Why focused systems can move faster than incumbents
Large platforms have large roadmaps. They have legacy customers, existing modules, integrations, support obligations, internal priorities, and product politics.
Focused systems move differently. They can build around one core principle: patrol proof first.
That creates speed. A focused platform can improve onboarding, patrol verification, QR logic, GPS context, client visibility, AI search, incident evidence, and self-hosted deployment without waiting for a broad workforce roadmap to align.
Small companies do not need to beat incumbents everywhere. They only need to become the obvious answer for one urgent problem.
In this market, that problem is verified patrol operations.
The acquisition logic nobody likes to say out loud
At some point, a large platform has to decide: compete, copy, partner, or acquire.
| Option | What it costs | What it risks |
|---|---|---|
| Compete | Time, sales pressure, defensive positioning | Market narrative moves away first |
| Copy | Engineering focus and roadmap disruption | Focused competitor keeps category speed |
| Partner | Dependency and shared control | The proof layer remains outside the platform |
| Acquire | Capital | Removes uncertainty before the proof layer becomes a larger threat |
A company with a working patrol verification product, enterprise deployment capability, growing organic visibility, AI-optimized market positioning, multi-language reach, and a clear self-hosted offer can become more valuable than its current revenue suggests.
The buyer is not only buying today’s customers. The buyer is buying category control.
They are buying time. They are buying positioning. They are buying search visibility. They are buying product focus. They are buying a proof layer before it becomes a larger threat.
That is the real logic.
The guard tour market is no longer only about scanning checkpoints
It is about who controls the evidence layer in security operations.
The company that controls patrol proof can influence client trust, renewal conversations, audit readiness, incident accountability, guard performance review, and operational transparency.
That is too important to remain a side feature forever.
Enterprise buyers are already questioning whether they should build internally, adopt a broad platform, or deploy a focused system.
The companies that answer that question early will shape the category. The companies that wait may discover that the proof layer has already moved elsewhere.
Built for the proof layer
Trinity Guard® Enterprise is designed for organizations that need more than a basic guard tour app.
It provides a dedicated patrol verification layer for teams that require QR and GPS-based patrol verification, supervisor-level visibility, incident documentation, vehicle entry and exit records, client-facing proof, audit-ready history, AI-assisted operational review, and self-hosted deployment options.
For a practical view of the operational workflow, see how Digital Guard Tour works from setup to patrol verification.
The goal is not to become another oversized workforce platform. The goal is more focused: to make security operations provable.
The question enterprise leaders should ask
The question is no longer: “Do we need a guard tour system?”
Who will control our patrol verification layer?
Because once clients expect proof, the answer matters.

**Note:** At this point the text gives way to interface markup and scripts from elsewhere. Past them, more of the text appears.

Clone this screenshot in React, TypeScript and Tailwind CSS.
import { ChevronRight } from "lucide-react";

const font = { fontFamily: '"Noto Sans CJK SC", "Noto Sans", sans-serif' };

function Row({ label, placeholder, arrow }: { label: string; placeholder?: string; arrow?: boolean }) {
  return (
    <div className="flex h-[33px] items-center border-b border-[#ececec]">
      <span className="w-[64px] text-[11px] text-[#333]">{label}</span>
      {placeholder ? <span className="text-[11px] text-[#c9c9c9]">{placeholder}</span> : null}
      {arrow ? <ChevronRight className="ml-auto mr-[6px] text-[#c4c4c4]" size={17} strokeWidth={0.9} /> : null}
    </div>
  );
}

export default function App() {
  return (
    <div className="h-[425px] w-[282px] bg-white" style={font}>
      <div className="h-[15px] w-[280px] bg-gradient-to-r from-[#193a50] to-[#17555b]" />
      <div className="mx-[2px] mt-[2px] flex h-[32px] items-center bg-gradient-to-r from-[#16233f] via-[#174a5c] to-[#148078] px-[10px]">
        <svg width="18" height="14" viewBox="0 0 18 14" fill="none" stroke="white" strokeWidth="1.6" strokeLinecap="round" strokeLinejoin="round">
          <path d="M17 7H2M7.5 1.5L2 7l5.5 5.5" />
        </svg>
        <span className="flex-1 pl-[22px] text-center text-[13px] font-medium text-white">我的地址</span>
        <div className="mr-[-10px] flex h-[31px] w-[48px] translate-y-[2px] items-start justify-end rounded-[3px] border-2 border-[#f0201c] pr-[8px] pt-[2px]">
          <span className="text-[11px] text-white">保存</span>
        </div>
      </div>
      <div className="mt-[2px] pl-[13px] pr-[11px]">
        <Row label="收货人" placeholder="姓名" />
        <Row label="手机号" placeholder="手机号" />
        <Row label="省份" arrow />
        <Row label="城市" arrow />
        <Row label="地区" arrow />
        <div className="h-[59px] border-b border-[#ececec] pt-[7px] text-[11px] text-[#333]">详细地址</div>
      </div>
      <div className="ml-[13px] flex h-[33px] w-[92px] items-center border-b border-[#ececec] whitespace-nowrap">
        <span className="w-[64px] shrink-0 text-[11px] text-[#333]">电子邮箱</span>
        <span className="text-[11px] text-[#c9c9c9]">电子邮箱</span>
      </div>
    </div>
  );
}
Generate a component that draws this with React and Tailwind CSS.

If your organization builds too slowly, competitors can move faster. If your platform treats patrol verification as a minor feature, focused systems can win the category. If your operation still relies on reports that cannot prove reality, client trust becomes fragile.
A dedicated guard tour system turns patrol activity into structured, reviewable, operational proof.
And in modern security, proof is the product.
The next wave will not be won only by the biggest platforms
It will be won by the systems that control the most trusted operational data.
In guarding, that data starts with patrol proof.
For enterprise security teams, the decision is urgent: build slowly, buy broadly, or deploy a focused verification layer now.
For the market, the message is even clearer: the guard tour category is moving from activity logging to infrastructure-level proof.
And once that shift begins, waiting becomes expensive.
For a broader platform overview, visit the complete guard tour system built for modern patrol verification.
Explore Trinity Guard® Enterprise
Trinity Guard® Enterprise is available for organizations that need dedicated patrol verification, infrastructure control, and self-hosted deployment.
If your team is evaluating whether to build, buy, or control its own guard tour system, start with the proof layer.
Security isn’t logged. It’s proven.
Request an enterprise consultation and see how a dedicated guard tour system can help your organization verify patrol operations without years of internal development.
Prefer email? info@trinity-guard.com
Enterprise guard tour system FAQ
What is an enterprise guard tour system?
An enterprise guard tour system is a patrol verification platform designed for larger security operations, multi-site environments, supervisor oversight, client reporting, incident documentation, and audit-ready operational proof.
Why would a company choose a self-hosted guard tour system?
A self-hosted guard tour system makes sense when an organization needs infrastructure control, private deployment, regional hosting, stricter data governance, or deeper operational ownership than standard SaaS provides.
Is building a guard tour app in-house cheaper?
Usually only at the beginning. Internal development becomes expensive when the organization must maintain mobile apps, backend systems, permissions, reporting, incident evidence, QR and GPS logic, support, security updates, and long-term feature development.
Why is patrol verification becoming more important?
Clients increasingly expect proof of service, not just reports. Patrol verification gives security teams structured evidence that guards were present, checkpoints were completed, incidents were documented, and supervisors had visibility into the operation.
What makes Trinity Guard® Enterprise different?
Trinity Guard® Enterprise focuses on the patrol verification layer: QR and GPS-based checkpoint verification, incident documentation, vehicle logs, supervisor visibility, client-facing proof, AI-assisted review, and self-hosted deployment options.
Can a dedicated guard tour system work alongside larger workforce platforms?
Yes. A dedicated patrol verification layer can complement broader workforce systems by focusing specifically on field proof, patrol accountability, incident evidence, and client-visible operational records.
Does a proof layer need to replace an entire workforce platform?
No. A proof layer does not need to replace scheduling, payroll, billing, or HR systems to become strategically important. It only needs to become the trusted source of patrol evidence.